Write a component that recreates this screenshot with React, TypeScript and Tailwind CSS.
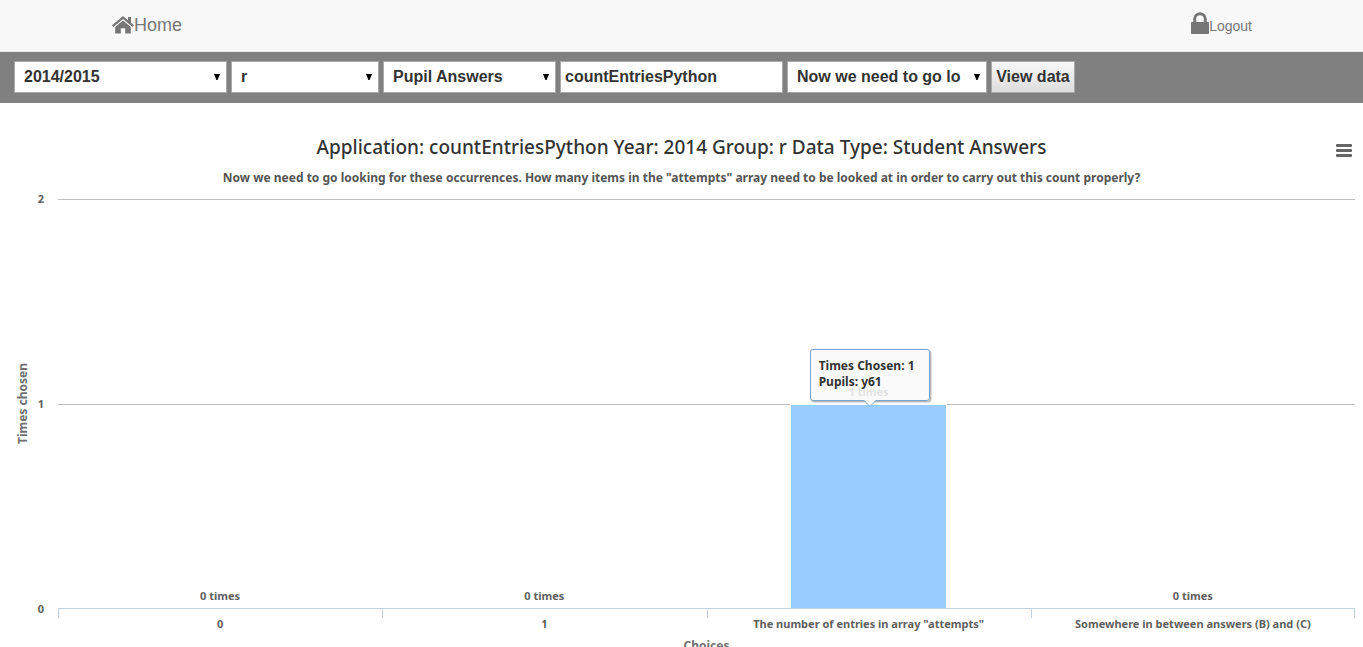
import React from "react";

type Category = { label: string; times: number };

const maxTimes = 2;

const categories: Category[] = [
  { label: "0", times: 0 },
  { label: "1", times: 0 },
  { label: 'The number of entries in array "attempts"', times: 1 },
  { label: "Somewhere in between answers (B) and (C)", times: 0 },
];

function HomeIcon() {
  return (
    <svg viewBox="0 0 22 18" className="h-[18px] w-[22px]" fill="currentColor" aria-hidden="true">
      <path d="M11 0 0 9.3l1.4 1.6L11 2.9l9.6 8 1.4-1.6-3-2.5V1h-3v3.2z" />
      <path d="M11 4.4 3.2 10.9V17.6h5.6v-5.4h4.4v5.4h5.6v-6.7z" />
    </svg>
  );
}

function LockIcon() {
  return (
    <svg viewBox="0 0 18 22" className="h-[22px] w-[18px]" fill="currentColor" aria-hidden="true">
      <path
        fillRule="evenodd"
        d="M2.2 10V7a6.8 6.8 0 0 1 13.6 0v3h1.2a1 1 0 0 1 1 1v10a1 1 0 0 1-1 1H1a1 1 0 0 1-1-1V11a1 1 0 0 1 1-1zM5.2 10h7.6V7a3.8 3.8 0 0 0-7.6 0z"
      />
    </svg>
  );
}

function Select({ label, value, width }: { label: string; value: string; width: string }) {
  return (
    <div className={`relative ${width}`}>
      <select
        aria-label={label}
        defaultValue={value}
        className="h-8 w-full appearance-none border border-[#a9a9a9] bg-white pr-6 pl-[9px] text-[#333]"
      >
        <option value={value}>{value}</option>
      </select>
      <svg
        viewBox="0 0 6 6"
        className="pointer-events-none absolute top-[13px] right-[7px] size-[6px] fill-black"
        aria-hidden="true"
      >
        <path d="M0 0h6L3.6 6H2.4z" />
      </svg>
    </div>
  );
}

function Tooltip() {
  return (
    <div className="absolute bottom-full left-1/2 z-10 mb-1 ml-px w-[120px] -translate-x-1/2">
      <div className="rounded-[3px] border border-[#7aa6d0] bg-[#f9f9f9]/85 px-2 pt-2 pb-[10px] text-xs leading-4 font-bold whitespace-nowrap text-[#333] shadow-[1px_1px_2px_rgba(0,0,0,0.4)]">
        <p>Times Chosen: 1</p>
        <p>Pupils: y61</p>
      </div>
      <svg
        viewBox="0 0 12 7"
        className="absolute top-full left-1/2 -mt-px h-[7px] w-3 -translate-x-1/2"
        aria-hidden="true"
      >
        <path d="M0 0h12L6 6z" fill="#f9f9f9" />
        <path d="M0 .5 6 6.5l6-6" fill="none" stroke="#7aa6d0" />
      </svg>
    </div>
  );
}

function Column({ times }: { times: number }) {
  return (
    <div className="flex flex-col items-center justify-end">
      <p className="mb-1 leading-4">{times} times</p>
      {times > 0 && (
        <div
          className="relative w-[48.5%] border border-b-0 border-white bg-[#99ccff]"
          style={{ height: `${(times / maxTimes) * 100}%` }}
        >
          <Tooltip />
        </div>
      )}
    </div>
  );
}

function Chart() {
  return (
    <section className="pt-8 font-['Noto_Sans','Open_Sans',sans-serif] text-[11px] font-bold text-[#606060]">
      <header className="relative text-center">
        <h1 className="text-[19px] leading-6 font-medium text-[#333]">
          Application: countEntriesPython Year: 2014 Group: r Data Type: Student Answers
        </h1>
        <p className="mt-[9px] text-xs leading-5 text-[#555]">
          Now we need to go looking for these occurrences. How many items in the "attempts" array need to be looked
          at in order to carry out this count properly?
        </p>
        <button type="button" aria-label="Chart menu" className="absolute top-[9px] right-[11px] text-[#666]">
          <svg viewBox="0 0 16 13" className="h-[13px] w-4" fill="currentColor" aria-hidden="true">
            <rect width="16" height="3" rx="1" />
            <rect y="5" width="16" height="3" rx="1" />
            <rect y="10" width="16" height="3" rx="1" />
          </svg>
        </button>
      </header>

      <div className="mt-[11px] grid grid-cols-[32px_26px_1fr] pr-2">
        <div className="flex items-center justify-center pl-[14px]">
          <p className="rotate-180 text-xs leading-4 whitespace-nowrap text-[#707070] [writing-mode:vertical-rl]">
            Times chosen
          </p>
        </div>
        <div className="-my-2 flex flex-col justify-between pr-[14px] text-right leading-4">
          <span>2</span>
          <span>1</span>
          <span>0</span>
        </div>
        <div className="grid h-[410px] border-b border-[#c0d0e0]">
          <div className="col-start-1 row-start-1 grid grid-rows-2">
            <div className="border-t border-[#c0c0c0]" />
            <div className="border-t border-[#c0c0c0]" />
          </div>
          <div className="col-start-1 row-start-1 grid grid-cols-4">
            {categories.map((c) => (
              <Column key={c.label} times={c.times} />
            ))}
          </div>
        </div>

        <div className="col-start-3 grid grid-cols-4 text-center leading-4">
          {categories.map((c) => (
            <div key={c.label} className="group">
              <div className="h-[9px] border-l border-[#c0d0e0] group-last:border-r" />
              <p className="-mt-0.5">{c.label}</p>
            </div>
          ))}
        </div>
        <p className="col-start-3 mt-[6px] text-center text-xs leading-4 text-[#707070]">Choices</p>
      </div>
    </section>
  );
}

export default function App() {
  return (
    <div className="h-screen overflow-hidden bg-white font-['Liberation_Sans',Arial,sans-serif]">
      <nav className="flex h-[52px] items-center justify-between border-b border-[#e7e7e7] bg-[#f8f8f8] pr-[111px] pb-0.5 pl-28 text-[#777]">
        <a href="#home" className="flex items-center text-lg leading-5">
          <HomeIcon />
          Home
        </a>
        <a href="#logout" className="flex items-end pb-1 text-sm leading-4">
          <LockIcon />
          Logout
        </a>
      </nav>

      <form
        className="flex gap-1 bg-[#808080] px-[14px] pt-[9px] pb-[10px] text-base font-bold text-[#333]"
        onSubmit={(e) => e.preventDefault()}
      >
        <Select label="Year" value="2014/2015" width="w-[213px]" />
        <Select label="Group" value="r" width="w-[148px]" />
        <Select label="Data type" value="Pupil Answers" width="w-[173px]" />
        <input
          aria-label="Application"
          defaultValue="countEntriesPython"
          className="h-8 w-[223px] border border-[#a9a9a9] bg-white px-1"
        />
        <Select label="Question" value="Now we need to go lo" width="w-[200px]" />
        <button
          type="submit"
          className="h-8 w-[84px] border border-[#a9a9a9] bg-linear-to-b from-[#f8f8f8] to-[#dddddd] whitespace-nowrap"
        >
          View data
        </button>
      </form>

      <Chart />
    </div>
  );
}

────────

■ EXERCISE AIM: Copy out each line exactly, without the pictures.

■ EXERCISE OUTPUT:
Write a component that recreates this screenshot with React, TypeScript and Tailwind CSS.
import React from "react";

type Category = { label: string; times: number };

const maxTimes = 2;

const categories: Category[] = [
  { label: "0", times: 0 },
  { label: "1", times: 0 },
  { label: 'The number of entries in array "attempts"', times: 1 },
  { label: "Somewhere in between answers (B) and (C)", times: 0 },
];

function HomeIcon() {
  return (
    <svg viewBox="0 0 22 18" className="h-[18px] w-[22px]" fill="currentColor" aria-hidden="true">
      <path d="M11 0 0 9.3l1.4 1.6L11 2.9l9.6 8 1.4-1.6-3-2.5V1h-3v3.2z" />
      <path d="M11 4.4 3.2 10.9V17.6h5.6v-5.4h4.4v5.4h5.6v-6.7z" />
    </svg>
  );
}

function LockIcon() {
  return (
    <svg viewBox="0 0 18 22" className="h-[22px] w-[18px]" fill="currentColor" aria-hidden="true">
      <path
        fillRule="evenodd"
        d="M2.2 10V7a6.8 6.8 0 0 1 13.6 0v3h1.2a1 1 0 0 1 1 1v10a1 1 0 0 1-1 1H1a1 1 0 0 1-1-1V11a1 1 0 0 1 1-1zM5.2 10h7.6V7a3.8 3.8 0 0 0-7.6 0z"
      />
    </svg>
  );
}

function Select({ label, value, width }: { label: string; value: string; width: string }) {
  return (
    <div className={`relative ${width}`}>
      <select
        aria-label={label}
        defaultValue={value}
        className="h-8 w-full appearance-none border border-[#a9a9a9] bg-white pr-6 pl-[9px] text-[#333]"
      >
        <option value={value}>{value}</option>
      </select>
      <svg
        viewBox="0 0 6 6"
        className="pointer-events-none absolute top-[13px] right-[7px] size-[6px] fill-black"
        aria-hidden="true"
      >
        <path d="M0 0h6L3.6 6H2.4z" />
      </svg>
    </div>
  );
}

function Tooltip() {
  return (
    <div className="absolute bottom-full left-1/2 z-10 mb-1 ml-px w-[120px] -translate-x-1/2">
      <div className="rounded-[3px] border border-[#7aa6d0] bg-[#f9f9f9]/85 px-2 pt-2 pb-[10px] text-xs leading-4 font-bold whitespace-nowrap text-[#333] shadow-[1px_1px_2px_rgba(0,0,0,0.4)]">
        <p>Times Chosen: 1</p>
        <p>Pupils: y61</p>
      </div>
      <svg
        viewBox="0 0 12 7"
        className="absolute top-full left-1/2 -mt-px h-[7px] w-3 -translate-x-1/2"
        aria-hidden="true"
      >
        <path d="M0 0h12L6 6z" fill="#f9f9f9" />
        <path d="M0 .5 6 6.5l6-6" fill="none" stroke="#7aa6d0" />
      </svg>
    </div>
  );
}

function Column({ times }: { times: number }) {
  return (
    <div className="flex flex-col items-center justify-end">
      <p className="mb-1 leading-4">{times} times</p>
      {times > 0 && (
        <div
          className="relative w-[48.5%] border border-b-0 border-white bg-[#99ccff]"
          style={{ height: `${(times / maxTimes) * 100}%` }}
        >
          <Tooltip />
        </div>
      )}
    </div>
  );
}

function Chart() {
  return (
    <section className="pt-8 font-['Noto_Sans','Open_Sans',sans-serif] text-[11px] font-bold text-[#606060]">
      <header className="relative text-center">
        <h1 className="text-[19px] leading-6 font-medium text-[#333]">
          Application: countEntriesPython Year: 2014 Group: r Data Type: Student Answers
        </h1>
        <p className="mt-[9px] text-xs leading-5 text-[#555]">
          Now we need to go looking for these occurrences. How many items in the "attempts" array need to be looked
          at in order to carry out this count properly?
        </p>
        <button type="button" aria-label="Chart menu" className="absolute top-[9px] right-[11px] text-[#666]">
          <svg viewBox="0 0 16 13" className="h-[13px] w-4" fill="currentColor" aria-hidden="true">
            <rect width="16" height="3" rx="1" />
            <rect y="5" width="16" height="3" rx="1" />
            <rect y="10" width="16" height="3" rx="1" />
          </svg>
        </button>
      </header>

      <div className="mt-[11px] grid grid-cols-[32px_26px_1fr] pr-2">
        <div className="flex items-center justify-center pl-[14px]">
          <p className="rotate-180 text-xs leading-4 whitespace-nowrap text-[#707070] [writing-mode:vertical-rl]">
            Times chosen
          </p>
        </div>
        <div className="-my-2 flex flex-col justify-between pr-[14px] text-right leading-4">
          <span>2</span>
          <span>1</span>
          <span>0</span>
        </div>
        <div className="grid h-[410px] border-b border-[#c0d0e0]">
          <div className="col-start-1 row-start-1 grid grid-rows-2">
            <div className="border-t border-[#c0c0c0]" />
            <div className="border-t border-[#c0c0c0]" />
          </div>
          <div className="col-start-1 row-start-1 grid grid-cols-4">
            {categories.map((c) => (
              <Column key={c.label} times={c.times} />
            ))}
          </div>
        </div>

        <div className="col-start-3 grid grid-cols-4 text-center leading-4">
          {categories.map((c) => (
            <div key={c.label} className="group">
              <div className="h-[9px] border-l border-[#c0d0e0] group-last:border-r" />
              <p className="-mt-0.5">{c.label}</p>
            </div>
          ))}
        </div>
        <p className="col-start-3 mt-[6px] text-center text-xs leading-4 text-[#707070]">Choices</p>
      </div>
    </section>
  );
}

export default function App() {
  return (
    <div className="h-screen overflow-hidden bg-white font-['Liberation_Sans',Arial,sans-serif]">
      <nav className="flex h-[52px] items-center justify-between border-b border-[#e7e7e7] bg-[#f8f8f8] pr-[111px] pb-0.5 pl-28 text-[#777]">
        <a href="#home" className="flex items-center text-lg leading-5">
          <HomeIcon />
          Home
        </a>
        <a href="#logout" className="flex items-end pb-1 text-sm leading-4">
          <LockIcon />
          Logout
        </a>
      </nav>

      <form
        className="flex gap-1 bg-[#808080] px-[14px] pt-[9px] pb-[10px] text-base font-bold text-[#333]"
        onSubmit={(e) => e.preventDefault()}
      >
        <Select label="Year" value="2014/2015" width="w-[213px]" />
        <Select label="Group" value="r" width="w-[148px]" />
        <Select label="Data type" value="Pupil Answers" width="w-[173px]" />
        <input
          aria-label="Application"
          defaultValue="countEntriesPython"
          className="h-8 w-[223px] border border-[#a9a9a9] bg-white px-1"
        />
        <Select label="Question" value="Now we need to go lo" width="w-[200px]" />
        <button
          type="submit"
          className="h-8 w-[84px] border border-[#a9a9a9] bg-linear-to-b from-[#f8f8f8] to-[#dddddd] whitespace-nowrap"
        >
          View data
        </button>
      </form>

      <Chart />
    </div>
  );
}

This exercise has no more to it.